He had already debuted the “Join the Nation” slogan to signal the company virtues of reliability and diversity. “We’re trying to change the tone and conversation of the insurance category,” he told ADWEEK.
The 2015 Super Bowl ad was a bid to make consumers aware of preventable household injuries—the leading cause of childhood fatality—and to promote the company’s new “Make Safe Happen” website, a microsite dedicated to safety for kids.
But the message didn’t suit the occasion.
“While some did not care for the ad,” Nationwide said in a statement after the game, “we hope it served to begin a dialogue to make safe happen for children everywhere.” However important that conversation was, Americans didn’t want to have it on Super Bowl night.

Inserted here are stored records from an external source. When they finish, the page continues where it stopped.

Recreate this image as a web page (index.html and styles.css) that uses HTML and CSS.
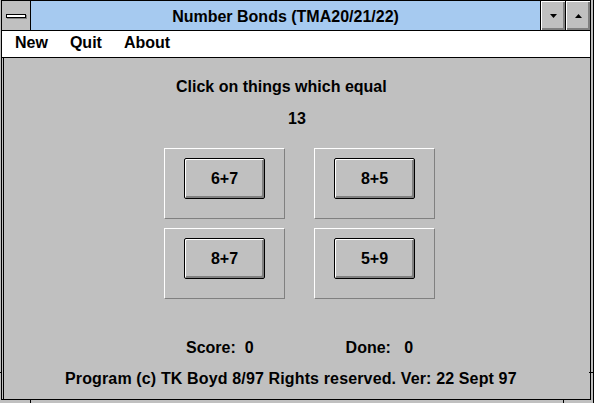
FILE: index.html
```html
<!DOCTYPE html>
<html>
<head>
<meta charset="utf-8">
<link rel="stylesheet" href="styles.css">
</head>
<body>
<div class="window">
  <div class="inner">
    <div class="titlebar">
      <div class="sysbox">
        <svg width="21" height="5" viewBox="0 0 21 5"><rect x="1" y="4" width="20" height="1" fill="#808080"/><rect x="20" y="1" width="1" height="4" fill="#808080"/><rect x="0.5" y="0.5" width="19" height="3" fill="#fff" stroke="#000"/></svg>
      </div>
      <div class="title">Number Bonds (TMA20/21/22)</div>
      <div class="tbtn"><svg width="7" height="4" viewBox="0 0 7 4"><polygon points="0,0 7,0 3.5,4" fill="#000"/></svg></div>
      <div class="tbtn"><svg width="7" height="4" viewBox="0 0 7 4"><polygon points="0,4 7,4 3.5,0" fill="#000"/></svg></div>
    </div>
    <div class="menubar">
      <span class="menu-item">New</span>
      <span class="menu-item">Quit</span>
      <span class="menu-item">About</span>
    </div>
    <div class="client">
      <p class="prompt">Click on things which equal</p>
      <p class="target">13</p>
      <div class="grid">
        <div class="cell"><div class="btn">6+7</div></div>
        <div class="cell"><div class="btn">8+5</div></div>
        <div class="cell"><div class="btn">8+7</div></div>
        <div class="cell"><div class="btn">5+9</div></div>
      </div>
      <div class="scores">
        <span class="score">Score:&nbsp; 0</span>
        <span class="done">Done:&nbsp;&nbsp; 0</span>
      </div>
      <p class="copy">Program (c) TK Boyd 8/97 Rights reserved. Ver: 22 Sept 97</p>
    </div>
  </div>
  <span class="tick tick-l"></span>
  <span class="tick tick-r"></span>
  <span class="tick tick-bl"></span>
  <span class="tick tick-br"></span>
</div>
</body>
</html>
```

FILE: styles.css
```css
html, body {
  margin: 0;
  padding: 0;
  background: #c0c0c0;
}

body {
  font-family: "Liberation Sans", Arial, sans-serif;
  font-weight: bold;
  font-size: 16px;
  color: #000;
}

.window {
  position: relative;
  width: 594px;
  height: 403px;
  box-sizing: border-box;
  padding: 0 2px 3px 1px;
  border-right: 1px solid #000;
  background: #c0c0c0;
  display: flex;
  overflow: hidden;
}

.inner {
  flex: 1;
  border: 1px solid #000;
  display: flex;
  flex-direction: column;
  min-width: 0;
}

.titlebar {
  height: 29px;
  display: flex;
  background: #a6caf0;
  border-bottom: 1px solid #000;
}

.sysbox {
  box-sizing: border-box;
  width: 29px;
  background: #c0c0c0;
  border-right: 1px solid #000;
  padding: 13px 0 0 4px;
}

.sysbox svg {
  display: block;
}

.title {
  flex: 1;
  text-align: center;
  padding-top: 3px;
  line-height: 26px;
  white-space: nowrap;
}

.tbtn {
  width: 24px;
  border-left: 1px solid #000;
  background: #c0c0c0;
  box-shadow: inset 1px 1px #fff, inset -2px -2px #808080;
  display: flex;
  align-items: center;
  justify-content: center;
}

.tbtn svg {
  display: block;
}

.menubar {
  height: 26px;
  background: #fff;
  border-bottom: 1px solid #000;
  display: flex;
  padding-left: 2px;
  line-height: 24px;
}

.menu-item {
  padding: 0 11px;
}

.client {
  flex: 1;
  margin-left: 1px;
  border-left: 1px solid #000;
  display: flex;
  flex-direction: column;
  align-items: flex-start;
}

.client p {
  margin: 0;
  line-height: 18px;
  white-space: nowrap;
}

.client .prompt {
  margin: 20px 0 0 172px;
}

.client .target {
  margin: 14px 0 0 284px;
}

.grid {
  display: grid;
  grid-template-columns: 121px 121px;
  grid-auto-rows: 71px;
  column-gap: 29px;
  row-gap: 9px;
  margin: 20px 0 0 160px;
}

.cell {
  box-sizing: border-box;
  border: 1px solid;
  border-color: #fff #808080 #808080 #fff;
  padding: 9px 0 0 19px;
}

.btn {
  box-sizing: border-box;
  width: 81px;
  height: 41px;
  border: 1px solid #000;
  border-radius: 2px;
  background: #c0c0c0;
  box-shadow: inset 1px 1px #fff, inset -2px -2px #808080;
  display: flex;
  align-items: center;
  justify-content: center;
  padding-top: 1px;
}

.scores {
  display: flex;
  margin: 40px 0 0 182px;
  line-height: 18px;
  white-space: nowrap;
}

.done {
  margin-left: 92px;
}

.client .copy {
  margin: 13px 0 0 61px;
  letter-spacing: 0.14px;
}

.tick {
  position: absolute;
  background: #000;
}

.tick-l {
  left: 0;
  top: 372px;
  width: 2px;
  height: 1px;
}

.tick-r {
  right: 0;
  top: 372px;
  width: 4px;
  height: 1px;
}

.tick-bl {
  left: 30px;
  bottom: 0;
  width: 1px;
  height: 3px;
}

.tick-br {
  left: 563px;
  bottom: 0;
  width: 1px;
  height: 3px;
}
```
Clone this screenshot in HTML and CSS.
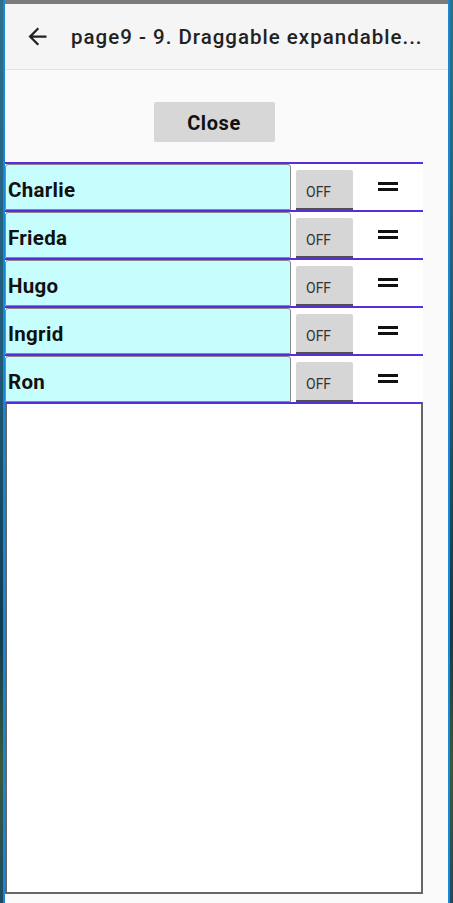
FILE: index.html
```html
<!DOCTYPE html>
<html>
<head>
<meta charset="utf-8">
<link rel="stylesheet" href="styles.css">
</head>
<body>
<div class="window">
  <div class="statusbar"></div>
  <header class="appbar">
    <svg class="back" width="27" height="27" viewBox="0 0 24 24"><path d="M20 11H7.83l5.59-5.59L12 4l-8 8 8 8 1.41-1.41L7.83 13H20v-2z" fill="#222"/></svg>
    <div class="title">page9 - 9. Draggable expandable...</div>
  </header>
  <main class="content">
    <div class="btnrow"><button class="close">Close</button></div>
    <div class="list">
      <div class="row"><div class="name">Charlie</div><div class="toggle">OFF</div><div class="handle"><span></span><span></span></div></div>
      <div class="row"><div class="name">Frieda</div><div class="toggle">OFF</div><div class="handle"><span></span><span></span></div></div>
      <div class="row"><div class="name">Hugo</div><div class="toggle">OFF</div><div class="handle"><span></span><span></span></div></div>
      <div class="row"><div class="name">Ingrid</div><div class="toggle">OFF</div><div class="handle"><span></span><span></span></div></div>
      <div class="row"><div class="name">Ron</div><div class="toggle">OFF</div><div class="handle"><span></span><span></span></div></div>
      <div class="empty"></div>
    </div>
  </main>
</div>
</body>
</html>
```
FILE: styles.css
```css
html, body { margin: 0; padding: 0; }
body {
  width: 453px;
  height: 903px;
  overflow: hidden;
  background: linear-gradient(180deg, #2d6f8c 0%, #1f5a78 40%, #0f3a50 70%, #3a5a3a 85%, #1c4a63 100%);
  font-family: Roboto, "Noto Sans", sans-serif;
}
.window {
  margin: 0 3px;
  height: 903px;
  border-left: 2px solid #1a86d6;
  border-right: 2px solid #1a86d6;
  background: #fafafa;
  display: flex;
  flex-direction: column;
}
.statusbar { height: 4px; background: #7b7b7b; }
.appbar {
  height: 66px;
  background: #f5f5f5;
  border-bottom: 1px solid #e4e4e4;
  display: flex;
  align-items: center;
  box-sizing: border-box;
}
.back { margin-left: 19px; }
.title {
  margin-left: 20px;
  font-size: 20.5px;
  font-weight: 500;
  letter-spacing: 1px;
  color: #222;
  white-space: nowrap;
}
.content { width: 418px; }
.btnrow { display: flex; justify-content: center; padding-top: 32px; }
.close {
  width: 121px;
  height: 40px;
  border: none;
  border-radius: 2px;
  background: #d7d7d7;
  font-family: Roboto, sans-serif;
  font-weight: 700;
  font-size: 20px;
  letter-spacing: 0.6px;
  color: #111;
  padding: 2px 0 0 0;
}
.list { margin-top: 20px; }
.row {
  height: 48px;
  border-top: 2px solid #5a2ddc;
  box-sizing: border-box;
  display: flex;
  background: #fff;
}
.name {
  width: 286px;
  box-sizing: border-box;
  background: #c6fdfd;
  border: 1px solid #888;
  border-radius: 3px 3px 0 0;
  display: flex;
  align-items: center;
  padding-left: 2px;
  padding-top: 5px;
  font-size: 20.5px;
  font-weight: 700;
  letter-spacing: 0.3px;
  color: #111;
}
.toggle {
  margin: 6px 0 0 5px;
  width: 57px;
  height: 40px;
  box-sizing: border-box;
  background: #d6d6d6;
  border-bottom: 2px solid #505050;
  border-radius: 2px 2px 0 0;
  font-size: 14px;
  color: #333;
  padding-left: 10px;
  padding-top: 14px;
}
.handle {
  margin-left: 25px;
  padding-top: 18px;
  display: flex;
  flex-direction: column;
  gap: 3px;
}
.handle span { display: block; width: 20px; height: 3px; background: #111; }
.empty {
  height: 492px;
  box-sizing: border-box;
  border-top: 2px solid #5a2ddc;
  border-left: 2px solid #666;
  border-right: 2px solid #666;
  border-bottom: 2px solid #666;
  background: #fff;
}
```
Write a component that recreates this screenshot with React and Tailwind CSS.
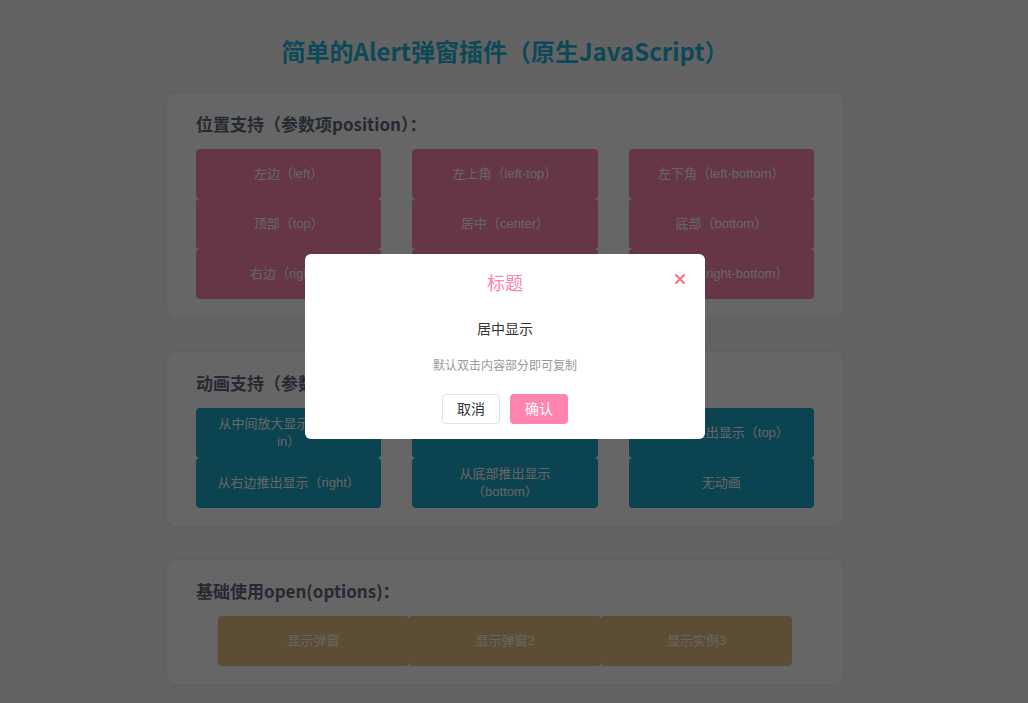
import React from 'react'

const positions = [
  '左边（left）',
  '左上角（left-top）',
  '左下角（left-bottom）',
  '顶部（top）',
  '居中（center）',
  '底部（bottom）',
  '右边（right）',
  '右上角（right-top）',
  '右下角（right-bottom）',
]

const animations = [
  '从中间放大显示（zoom-in）',
  '从左边推出显示（left）',
  '从顶部推出显示（top）',
  '从右边推出显示（right）',
  '从底部推出显示（bottom）',
  '无动画',
]

const basics = ['显示弹窗', '显示弹窗2', '显示实例3']

const bodyFont = { fontFamily: '"Liberation Sans", "Noto Sans CJK SC", sans-serif' }
const headFont = { fontFamily: '"Noto Sans CJK SC", "Liberation Sans", sans-serif' }

function Card({ title, className = 'mb-8', children }) {
  return (
    <div
      className={`rounded-[10px] border border-[#f0f0f0] bg-white px-[29px] pt-[18px] pb-[18px] shadow-[0_1px_6px_rgba(0,0,0,0.04)] ${className}`}
    >
      <h2 className="mb-3 h-[26px] text-[17px] leading-[26px] font-bold text-[#5e6a7e]" style={headFont}>
        {title}
      </h2>
      {children}
    </div>
  )
}

function GridButtons({ items, color }) {
  return (
    <div className="grid grid-cols-3 gap-x-[31px]">
      {items.map((t) => (
        <button
          key={t}
          className={`flex h-[50px] items-center justify-center rounded-[4px] px-5 text-center text-[13px] leading-[18px] text-white ${color}`}
          style={bodyFont}
        >
          {t}
        </button>
      ))}
    </div>
  )
}

export default function App() {
  return (
    <div className="relative h-[703px] w-full overflow-hidden bg-[#f7f7f7]" style={bodyFont}>
      <div className="w-[1010px] pt-[33px]">
        <h1 className="mb-[23px] text-center text-[24px] leading-[36px] font-bold text-[#1fb3dc]" style={headFont}>
          简单的Alert弹窗插件（原生JavaScript）
        </h1>
        <div className="mx-auto w-[678px]">
          <Card title="位置支持（参数项position）：" className="mb-[33px]">
            <GridButtons items={positions} color="bg-[#ff85af]" />
          </Card>
          <Card title="动画支持（参数项animation）：">
            <GridButtons items={animations} color="bg-[#1ca8c8]" />
          </Card>
          <Card title="基础使用open(options)：">
            <div className="flex justify-center">
              {basics.map((t) => (
                <button
                  key={t}
                  className="h-[50px] w-[31%] rounded-[4px] bg-[#e6c084] text-[13px] text-white"
                  style={bodyFont}
                >
                  {t}
                </button>
              ))}
            </div>
          </Card>
        </div>
      </div>

      <div className="fixed inset-0 bg-black/60" />

      <div className="fixed top-[254px] left-[305px] w-[400px] rounded-[6px] bg-white px-5 pt-[15px] pb-[15px] text-center">
        <div className="h-[26px] text-[18px] leading-[26px] text-[#ff85af]" style={headFont}>
          标题
        </div>
        <button className="absolute top-[19px] right-[19px] flex h-[12px] w-[12px] items-center justify-center">
          <svg width="12" height="12" viewBox="0 0 12 12">
            <path d="M2 2L10 10M10 2L2 10" stroke="#ff6b7f" strokeWidth="2" strokeLinecap="round" />
          </svg>
        </button>
        <p className="mt-[24px] text-[14px] leading-5 text-[#333]">居中显示</p>
        <p className="mt-[18px] text-[12px] leading-[18px] text-[#999]">默认双击内容部分即可复制</p>
        <div className="mt-[19px] flex justify-center gap-[10px]">
          <button className="h-[30px] w-[58px] rounded-[4px] border border-[#e2e2ea] bg-white text-[14px] text-[#333]">
            取消
          </button>
          <button className="h-[30px] w-[58px] rounded-[4px] bg-[#ff85af] text-[14px] text-white">确认</button>
        </div>
      </div>
    </div>
  )
}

“It was too depressing for the Super Bowl,” said Sol Marketing founder and CEO Deb Gabor. “What we’re used to in the Super Bowl is snack foods, beer commercials, talking frogs—stuff like that. So it was a little bit too dark.”
Insurance industry voices thought much the same. As Insurance Journal commented: “Childhood death is apparently not a conversation people want during Super Bowl parties.”
Viewers also didn’t appreciate what they saw as a scare tactic, and one that struck particular terror into the hearts of new parents.
“It’s one thing to use a tragic event, such as the death of a child, to highlight an issue like gun control—it’s quite another to use it to sell something and promote your brand,” said Steve Marino, chief creative officer for independent ad shop Aloysius Butler & Clark.